The following shows how to perform 2-pass formatting:

Temporary File

Antenna House Formatter V7.4 does not make a temporary working file if it can be avoided. The following are the cases that Antenna House Formatter V7.4 makes the temporary file for work.

  • With the COM Interface, PDF of a formatted result is saved to a temporary file when outputting PDF to a Web browser directly.

  • An XML document passed by using DOM with the COM Interface is processed using a temporary file. However, when FO is specified as the formatting type, the temporary file is not generated because DOM is processed directly.

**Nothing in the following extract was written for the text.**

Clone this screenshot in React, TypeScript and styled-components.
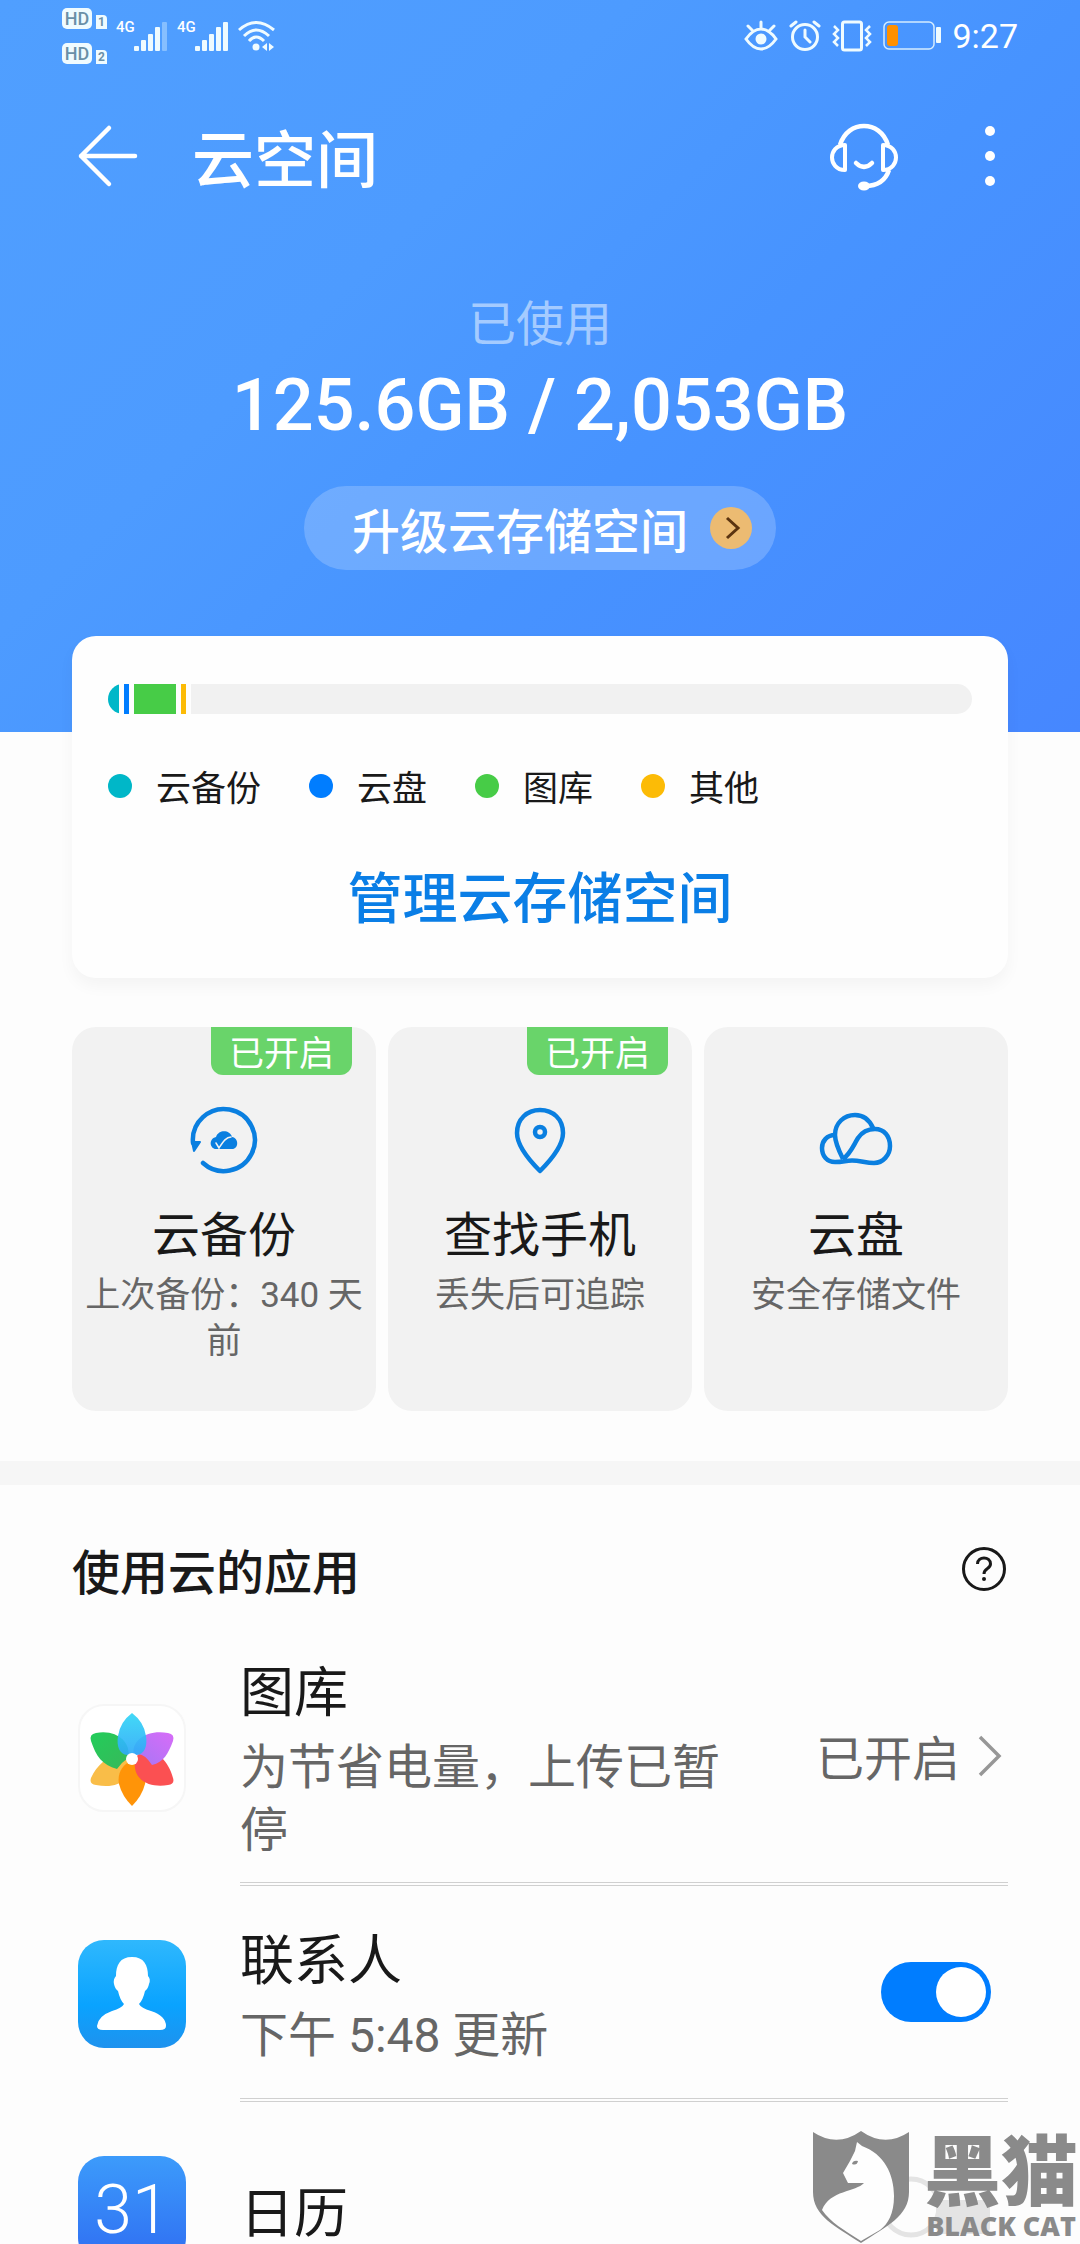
import React, { useState } from 'react';
import styled, { createGlobalStyle } from 'styled-components';

const GlobalStyle = createGlobalStyle`
  * { box-sizing: border-box; }
  html, body { margin: 0; padding: 0; }
  body {
    background: #fdfdfd;
    color: #191919;
    font-family: "Noto Sans CJK SC", sans-serif;
  }
  h1, h2, h3, p, ul { margin: 0; padding: 0; font-weight: 400; }
  ul { list-style: none; }
  button {
    border: 0;
    padding: 0;
    background: none;
    color: inherit;
    font-family: inherit;
    cursor: pointer;
  }
  svg { display: block; flex: none; }
`;

const Screen = styled.div`
  position: relative;
  height: 100vh;
  overflow: hidden;
  background: #fdfdfd;
`;

const Hero = styled.header`
  display: flex;
  flex-direction: column;
  padding-bottom: 162px;
  background: linear-gradient(135deg, #509fff 0%, #4d9bff 35%, #4793ff 60%, #4687ff 100%);
  color: #fff;
`;

const StatusBar = styled.div`
  display: flex;
  justify-content: space-between;
  height: 72px;
  padding: 0 62px;
  font-family: Roboto, sans-serif;
`;

const StatusGroup = styled.div<{ $gap: number }>`
  display: flex;
  align-items: center;
  gap: ${(p) => p.$gap}px;
`;

const Clock = styled.span`
  font-size: 34px;
  line-height: 40px;
`;

const SimColumn = styled.div`
  display: flex;
  flex-direction: column;
  gap: 14px;
`;

const SimRow = styled.div`
  display: flex;
  align-items: flex-end;
  gap: 4px;
`;

const HdTag = styled.span`
  width: 30px;
  height: 21px;
  border-radius: 5px;
  background: #effbff;
  color: #6a90a8;
  font-size: 18px;
  font-weight: 500;
  line-height: 21px;
  text-align: center;
`;

const SimNumber = styled.span`
  width: 11px;
  height: 14px;
  border-radius: 0 4px 0 0;
  background: #effbff;
  color: #6a90a8;
  font-size: 12px;
  font-weight: 700;
  line-height: 14px;
  text-align: center;
`;

const Network = styled.div`
  display: flex;
  align-items: flex-start;
`;

const NetworkType = styled.span`
  width: 18px;
  font-size: 15px;
  font-weight: 500;
  line-height: 15px;
`;

const AppBar = styled.div`
  display: flex;
  align-items: center;
  height: 168px;
  padding: 0 76px;
`;

const IconButton = styled.button`
  display: flex;
  align-items: center;
  justify-content: center;
`;

const Title = styled.h1`
  flex: 1;
  margin-left: 52px;
  font-size: 62px;
  font-weight: 500;
  line-height: 84px;
`;

const AppActions = styled.div`
  display: flex;
  align-items: center;
  gap: 76px;
`;

const Usage = styled.section`
  display: flex;
  flex-direction: column;
  align-items: center;
  padding-top: 50px;
`;

const UsageLabel = styled.p`
  font-size: 48px;
  line-height: 60px;
  color: rgba(255, 255, 255, 0.5);
`;

const UsageValue = styled.p`
  margin-top: 12px;
  font-family: Roboto, sans-serif;
  font-size: 72px;
  font-weight: 500;
  line-height: 88px;
`;

const UpgradeButton = styled.button`
  display: flex;
  align-items: center;
  gap: 22px;
  height: 84px;
  margin-top: 36px;
  padding: 0 24px 0 48px;
  border-radius: 42px;
  background: rgba(255, 255, 255, 0.2);
  font-size: 48px;
  font-weight: 500;
  line-height: 72px;
`;

const Content = styled.main`
  position: relative;
  margin-top: -96px;
`;

const StorageCard = styled.section`
  display: flex;
  flex-direction: column;
  margin: 0 72px;
  padding: 48px 36px;
  border-radius: 24px;
  background: #fefefe;
  box-shadow: 0 8px 16px rgba(0, 0, 0, 0.04);
`;

const Meter = styled.div`
  display: flex;
  gap: 5px;
  height: 30px;
  border-radius: 15px;
  overflow: hidden;
`;

const Segment = styled.span<{ $color: string; $width?: number }>`
  flex: ${(p) => (p.$width ? `0 0 ${p.$width}px` : '1')};
  background: ${(p) => p.$color};
`;

const Legend = styled.ul`
  display: flex;
  gap: 48px;
  margin-top: 48px;
`;

const LegendItem = styled.li<{ $color: string }>`
  display: flex;
  align-items: center;
  gap: 24px;
  font-size: 35px;
  line-height: 48px;

  &::before {
    content: "";
    width: 24px;
    height: 24px;
    border-radius: 50%;
    background: ${(p) => p.$color};
  }
`;

const ManageButton = styled.button`
  align-self: center;
  margin-top: 48px;
  color: #0a7ee6;
  font-size: 55px;
  font-weight: 500;
  line-height: 72px;
`;

const Tiles = styled.section`
  display: grid;
  grid-template-columns: repeat(3, 1fr);
  gap: 12px;
  margin: 49px 72px 50px;
`;

const Tile = styled.button`
  position: relative;
  display: flex;
  flex-direction: column;
  align-items: center;
  padding: 78px 12px 46px;
  border-radius: 24px;
  background: #f2f2f2;
`;

const Badge = styled.span`
  position: absolute;
  top: 0;
  right: 24px;
  padding: 0 18px;
  border-radius: 0 0 12px 12px;
  background: #69d46a;
  color: #fff;
  font-size: 35px;
  line-height: 48px;
`;

const TileTitle = styled.span`
  margin-top: 24px;
  font-size: 48px;
  line-height: 60px;
`;

const TileText = styled.span`
  margin-top: 12px;
  color: #666;
  font-family: Roboto, "Noto Sans CJK SC", sans-serif;
  font-size: 35px;
  line-height: 46px;
`;

const Band = styled.div`
  height: 24px;
  background: #f6f6f6;
`;

const SectionHead = styled.div`
  display: flex;
  align-items: center;
  justify-content: space-between;
  padding: 48px 72px 24px;
`;

const SectionTitle = styled.h2`
  font-size: 48px;
  font-weight: 500;
  line-height: 72px;
`;

const AppRow = styled.li`
  display: flex;
  align-items: stretch;
  gap: 54px;
  padding: 0 72px 0 78px;
`;

const AppIcon = styled.div`
  display: flex;
  align-items: center;
`;

const CalendarIcon = styled.span`
  width: 108px;
  height: 108px;
  border-radius: 26px;
  background: linear-gradient(#3c9bfb, #2f6df2);
  color: #fff;
  font-family: Roboto, sans-serif;
  font-size: 68px;
  font-weight: 300;
  line-height: 108px;
  text-align: center;
`;

const RowBody = styled.div`
  display: flex;
  flex: 1;
  align-items: center;
  justify-content: space-between;
  min-height: 216px;
  padding: 20px 0;
  border-bottom: 4px double #d0d0d0;
`;

const RowText = styled.div`
  display: flex;
  flex-direction: column;
  gap: 11px;
  max-width: 500px;
  padding-top: 4px;
`;

const RowTitle = styled.h3`
  font-size: 54px;
  line-height: 72px;
`;

const RowNote = styled.p`
  color: #666;
  font-family: Roboto, "Noto Sans CJK SC", sans-serif;
  font-size: 48px;
  line-height: 63px;
`;

const RowLink = styled.button`
  display: flex;
  align-items: center;
  gap: 14px;
  color: #666;
  font-size: 48px;
  line-height: 63px;
`;

const Switch = styled.input`
  appearance: none;
  width: 110px;
  height: 60px;
  margin: 0 17px 0 0;
  padding: 5px;
  border-radius: 30px;
  background: #c4c4c4;
  cursor: pointer;

  &::before {
    content: "";
    display: block;
    width: 50px;
    height: 50px;
    border-radius: 50%;
    background: #fff;
  }

  &:checked { background: #007dff; }
  &:checked::before { margin-left: auto; }
`;

const Watermark = styled.aside`
  position: absolute;
  right: 2px;
  bottom: 0;
  display: flex;
  align-items: flex-end;
  gap: 14px;
  color: #8a8a8a;
  pointer-events: none;
`;

const Ghost = styled.div`
  position: absolute;
  right: 90px;
  bottom: 6px;
`;

const WatermarkText = styled.div`
  display: flex;
  flex-direction: column;
  align-items: center;
`;

const WatermarkName = styled.span`
  font-family: Roboto, "Noto Sans CJK SC", sans-serif;
  font-size: 77px;
  font-weight: 900;
  line-height: 68px;
`;

const WatermarkLatin = styled.span`
  font-family: "Open Sans", sans-serif;
  font-size: 27px;
  font-weight: 800;
  line-height: 36px;
`;

const Signal = ({ bars }: { bars: number }) => (
  <svg width="34" height="32" viewBox="0 0 34 32" fill="#effbff">
    {[5, 11, 17, 24, 29].map((h, i) => (
      <rect key={h} x={i * 7} y={31 - h} width="5" height={h} rx="1" opacity={i < bars ? 1 : 0.35} />
    ))}
  </svg>
);

const WifiIcon = () => (
  <svg width="38" height="32" viewBox="0 0 38 32" fill="none" stroke="#effbff" strokeWidth="3">
    <path d="M1 10Q18 -5 36 10M6 16Q18 4 31 16M11 21Q18 13 26 21" />
    <circle cx="18" cy="27" r="3.5" fill="#effbff" stroke="none" />
    <path d="M29 23v8l-5-4zM31 23v8l5-4z" fill="#effbff" stroke="none" />
  </svg>
);

const EyeIcon = () => (
  <svg width="34" height="32" viewBox="0 0 34 32" fill="none" stroke="#effbff" strokeWidth="3" strokeLinecap="round">
    <path d="M2 19Q9 9 17 9T32 19Q25 29 17 29T2 19ZM17 8V2M8 10L4 6M26 10L30 6" />
    <circle cx="17" cy="19" r="5.5" fill="#effbff" stroke="none" />
  </svg>
);

const AlarmIcon = () => (
  <svg width="32" height="32" viewBox="0 0 32 32" fill="none" stroke="#effbff" strokeWidth="3" strokeLinecap="round">
    <circle cx="16" cy="17" r="12.5" />
    <path d="M16 10v7l5 5M2 6l5-4M30 6l-5-4" />
  </svg>
);

const VibrateIcon = () => (
  <svg width="40" height="32" viewBox="0 0 40 32" fill="none" stroke="#effbff" strokeWidth="3">
    <rect x="10.500" y="2" width="19" height="28" rx="2" />
    <path d="M2 6l4 4-4 4 4 4-4 4 4 4M38 6l-4 4 4 4-4 4 4 4-4 4" strokeWidth="2.500" />
  </svg>
);

const BatteryIcon = () => (
  <svg width="58" height="30" viewBox="0 0 58 30">
    <rect x="1" y="1" width="50" height="27" rx="5" fill="none" stroke="#d4ecff" strokeWidth="1.500" />
    <rect x="4" y="4" width="11" height="21" rx="3" fill="#ff9000" />
    <rect x="53" y="6" width="5" height="16" rx="1" fill="#effbff" />
  </svg>
);

const BackIcon = () => (
  <svg width="64" height="64" viewBox="0 0 64 64" fill="none" stroke="#fff" strokeWidth="4.500" strokeLinecap="round" strokeLinejoin="round">
    <path d="M33 4L5 32L33 60M5 32H59" />
  </svg>
);

const SupportIcon = () => (
  <svg width="72" height="72" viewBox="0 0 72 72" fill="none" stroke="#fff" strokeWidth="4.500" strokeLinejoin="round">
    <path d="M12 25C16 12 26 6 36 6S56 12 60 25" />
    <path d="M17 25V50C8 50 4 43 4 37.500S8 25 17 25ZM55 25V50C64 50 68 43 68 37.500S64 25 55 25Z" strokeWidth="4" />
    <path d="M28 43Q36 51 44 43" strokeLinecap="round" />
    <path d="M61 50C57 62 48 66 37 66" />
    <ellipse cx="36" cy="66" rx="6" ry="4.500" fill="#fff" stroke="none" />
  </svg>
);

const MoreIcon = () => (
  <svg width="28" height="64" viewBox="0 0 28 64" fill="#fff">
    <circle cx="14" cy="7" r="5" />
    <circle cx="14" cy="32" r="5" />
    <circle cx="14" cy="57" r="5" />
  </svg>
);

const GoIcon = () => (
  <svg width="42" height="42" viewBox="0 0 42 42" fill="none">
    <circle cx="21" cy="21" r="21" fill="#ecbb72" />
    <path d="M17 11L28 21L17 31" stroke="#5b3410" strokeWidth="3" />
  </svg>
);

const BackupIcon = () => (
  <svg width="72" height="72" viewBox="0 0 72 72" fill="none" stroke="#0a7fe0" strokeWidth="4.500" strokeLinecap="round">
    <path d="M5 38A31 31 0 1 1 15 58" />
    <path d="M4 37L12 37L6 46Z" fill="#0a7fe0" strokeWidth="2" strokeLinejoin="round" />
    <path d="M28 32C20 34 22 44 28 44H44C51 44 51 33 44 32C42 25 31 24 28 32Z" fill="#0a7fe0" stroke="none" />
    <path d="M28 38L31 43C35 37 38 32 43 32" stroke="#f2f2f2" strokeWidth="1.500" />
  </svg>
);

const FindIcon = () => (
  <svg width="72" height="72" viewBox="0 0 72 72" fill="none" stroke="#0a7fe0" strokeWidth="4.500" strokeLinejoin="round">
    <path d="M36 66C24 54 13 40 13 28C13 14 23 5 36 5S59 14 59 28C59 40 48 54 36 66Z" />
    <circle cx="36" cy="27" r="5" />
  </svg>
);

const DriveIcon = () => (
  <svg width="76" height="72" viewBox="0 0 76 72" fill="none" stroke="#0a7fe0" strokeWidth="4.500" strokeLinejoin="round">
    <path d="M17 30C9 30 4 36 4 43C4 51 9 57 17 57C26 57 27 55.500 34 55.500C42 55.500 48 58 56 58C65 58 72 50 72 41C72 31 66 24 57 24C49 24 44 27 40 33C35 41 33 48 25 54" />
    <path d="M25 54C19 42 17 36 17 30C17 18 26 10 37 10C45 10 51 14 55 23" />
  </svg>
);

const HelpIcon = () => (
  <svg width="48" height="48" viewBox="0 0 48 48" fill="none" stroke="#191919" strokeWidth="3">
    <circle cx="24" cy="24" r="20.500" />
    <path d="M17.500 19C17.500 11 30.500 11 30.500 19C30.500 24 24 23 24 29" />
    <circle cx="24" cy="34" r="2" fill="#191919" stroke="none" />
  </svg>
);

const ChevronIcon = () => (
  <svg width="34" height="48" viewBox="0 0 34 48" fill="none" stroke="#979797" strokeWidth="3.500">
    <path d="M6 5L25 24L6 43" />
  </svg>
);

const GalleryIcon = () => (
  <svg width="108" height="108" viewBox="0 0 108 108">
    <defs>
      <linearGradient id="sky" x1="0" y1="0" x2="0" y2="1"><stop stopColor="#32d6f6" /><stop offset="1" stopColor="#2faaf8" /></linearGradient>
      <linearGradient id="violet" x1="1" y1="0" x2="0" y2="1"><stop stopColor="#d86cf8" /><stop offset="1" stopColor="#a477f5" /></linearGradient>
      <linearGradient id="leaf" x1="0" y1="0" x2="1" y2="1"><stop stopColor="#22cd5a" /><stop offset="1" stopColor="#38b85a" /></linearGradient>
    </defs>
    <rect x="1" y="1" width="106" height="106" rx="25" fill="#fff" stroke="#f6f6f6" strokeWidth="2" />
    <path d="M54 54C36 46 20 58 13 74Q11 80 18 81C38 85 54 78 54 54Z" fill="#f9bd48" />
    <path d="M54 57C44 60 39 70 41 80Q44 92 54 102Q64 92 67 80C69 70 64 60 54 57Z" fill="#ff9408" />
    <path d="M57 56C64 38 88 48 95 74Q97 80 90 81C74 84 54 78 57 56Z" fill="#fb5052" />
    <path d="M56 52C52 36 70 25 90 29Q97 30 95 37C90 50 86 58 74 61Q64 46 56 52Z" fill="url(#violet)" />
    <path d="M50 54C54 38 38 25 18 29Q11 30 13 37C18 52 24 61 39 65Q44 58 50 54Z" fill="url(#leaf)" />
    <path d="M54 50C43 54 38 44 40 32Q42 18 54 9Q66 18 68 32C70 44 65 54 54 50Z" fill="url(#sky)" opacity="0.920" />
    <circle cx="54" cy="55" r="6" fill="#fff" />
  </svg>
);

const ContactsIcon = () => (
  <svg width="108" height="108" viewBox="0 0 108 108">
    <defs>
      <linearGradient id="contact" x1="0" y1="0" x2="0" y2="1"><stop stopColor="#2fb8fd" /><stop offset="0.600" stopColor="#0aa3ff" /><stop offset="1" stopColor="#1e92ee" /></linearGradient>
    </defs>
    <rect width="108" height="108" rx="26" fill="url(#contact)" />
    <path d="M54 17C66 17 70 25 70 36Q73 39 71 44Q70 49 67 51Q65 60 61 64Q63 68 73 71Q88 76 88 86Q88 90 82 90H25Q19 90 19 86Q20 76 34 71Q44 68 46 64Q42 60 40 51Q37 49 36 44Q35 39 38 36C38 25 42 17 54 17Z" fill="#fff" />
  </svg>
);

const ShieldIcon = () => (
  <svg width="98" height="114" viewBox="0 0 98 114">
    <path d="M1 2Q25 18 49 1Q73 18 97 2V62C97 86 75 96 49 113C23 96 1 86 1 62Z" fill="#8a8a8a" />
    <path d="M43 21L45 12L50 16C72 24 82 44 82 66C82 84 76 94 68 100L49 111C32 100 18 92 10 80C18 60 44 62 52 53H36L31 43L38 31Z" fill="#fefefe" />
    <path d="M40 34Q41 30 46 31Q45 36 40 34Z" fill="#8a8a8a" />
  </svg>
);

const storage = [
  { name: '云备份', color: '#00b7c8', width: 11 },
  { name: '云盘', color: '#007dff', width: 5 },
  { name: '图库', color: '#47cc47', width: 42 },
  { name: '其他', color: '#fcbb06', width: 5 },
];

const tiles = [
  { title: '云备份', text: '上次备份：340 天前', on: true, Icon: BackupIcon },
  { title: '查找手机', text: '丢失后可追踪', on: true, Icon: FindIcon },
  { title: '云盘', text: '安全存储文件', on: false, Icon: DriveIcon },
];

export default function App() {
  const [contacts, setContacts] = useState(true);

  return (
    <>
      <GlobalStyle />
      <Screen>
        <Hero>
          <StatusBar>
            <StatusGroup $gap={9}>
              <SimColumn>
                {[1, 2].map((n) => (
                  <SimRow key={n}>
                    <HdTag>HD</HdTag>
                    <SimNumber>{n}</SimNumber>
                  </SimRow>
                ))}
              </SimColumn>
              <Network><NetworkType>4G</NetworkType><Signal bars={4} /></Network>
              <Network><NetworkType>4G</NetworkType><Signal bars={5} /></Network>
              <WifiIcon />
            </StatusGroup>
            <StatusGroup $gap={11}>
              <EyeIcon />
              <AlarmIcon />
              <VibrateIcon />
              <BatteryIcon />
              <Clock>9:27</Clock>
            </StatusGroup>
          </StatusBar>

          <AppBar>
            <IconButton aria-label="返回"><BackIcon /></IconButton>
            <Title>云空间</Title>
            <AppActions>
              <IconButton aria-label="客服"><SupportIcon /></IconButton>
              <IconButton aria-label="更多"><MoreIcon /></IconButton>
            </AppActions>
          </AppBar>

          <Usage>
            <UsageLabel>已使用</UsageLabel>
            <UsageValue>125.6GB / 2,053GB</UsageValue>
            <UpgradeButton>升级云存储空间<GoIcon /></UpgradeButton>
          </Usage>
        </Hero>

        <Content>
          <StorageCard>
            <Meter>
              {storage.map((s) => <Segment key={s.name} $color={s.color} $width={s.width} />)}
              <Segment $color="#f1f1f1" />
            </Meter>
            <Legend>
              {storage.map((s) => <LegendItem key={s.name} $color={s.color}>{s.name}</LegendItem>)}
            </Legend>
            <ManageButton>管理云存储空间</ManageButton>
          </StorageCard>

          <Tiles>
            {tiles.map(({ title, text, on, Icon }) => (
              <Tile key={title}>
                {on && <Badge>已开启</Badge>}
                <Icon />
                <TileTitle>{title}</TileTitle>
                <TileText>{text}</TileText>
              </Tile>
            ))}
          </Tiles>

          <Band />

          <SectionHead>
            <SectionTitle>使用云的应用</SectionTitle>
            <IconButton aria-label="帮助"><HelpIcon /></IconButton>
          </SectionHead>

          <ul>
            <AppRow>
              <AppIcon><GalleryIcon /></AppIcon>
              <RowBody>
                <RowText>
                  <RowTitle>图库</RowTitle>
                  <RowNote>为节省电量，上传已暂停</RowNote>
                </RowText>
                <RowLink>已开启<ChevronIcon /></RowLink>
              </RowBody>
            </AppRow>
            <AppRow>
              <AppIcon><ContactsIcon /></AppIcon>
              <RowBody>
                <RowText>
                  <RowTitle as="label" htmlFor="contacts-sync">联系人</RowTitle>
                  <RowNote>下午 5:48 更新</RowNote>
                </RowText>
                <Switch
                  id="contacts-sync"
                  type="checkbox"
                  checked={contacts}
                  onChange={(e) => setContacts(e.target.checked)}
                />
              </RowBody>
            </AppRow>
            <AppRow>
              <AppIcon><CalendarIcon>31</CalendarIcon></AppIcon>
              <RowBody>
                <RowText><RowTitle>日历</RowTitle></RowText>
              </RowBody>
            </AppRow>
          </ul>
        </Content>

        <Ghost>
          <svg width="110" height="62" viewBox="0 0 110 62" fill="none">
            <circle cx="31" cy="31" r="28" stroke="#e4e4e4" strokeWidth="5" />
            <rect x="56" y="24" width="54" height="34" rx="6" fill="#e4e4e4" />
          </svg>
        </Ghost>
        <Watermark>
          <ShieldIcon />
          <WatermarkText>
            <WatermarkName>黑猫</WatermarkName>
            <WatermarkLatin>BLACK CAT</WatermarkLatin>
          </WatermarkText>
        </Watermark>
      </Screen>
    </>
  );
}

  • When outputting a file while printing, a temporary file is generated.

  • When a file interface is required in the XSLT transformation using external XSLT, a temporary file is generated.

  • When the transformation from XML+XSL is required in the render method of a Java Interface, the result FO is generated as a temporary file.

  • In Windows versions, when embedding an image that is not embeddable in PDF, a temporary file is generated in the conversion process.

  • When converting EPS to PDF using Distiller or Ghostscript, a temporary file is generated .

  • When processing EPS using Distiller, if joboptions is not specified, a default joboption will be generated as a temporary file.

  • When outputting to a XPS file, a temporary file is generated .

  • When operating OSDC Conversion, a temporary file is generated. V7.4 no-LT

  • In GUI of Windows versions, a temporary file is suitably generated by Windows System.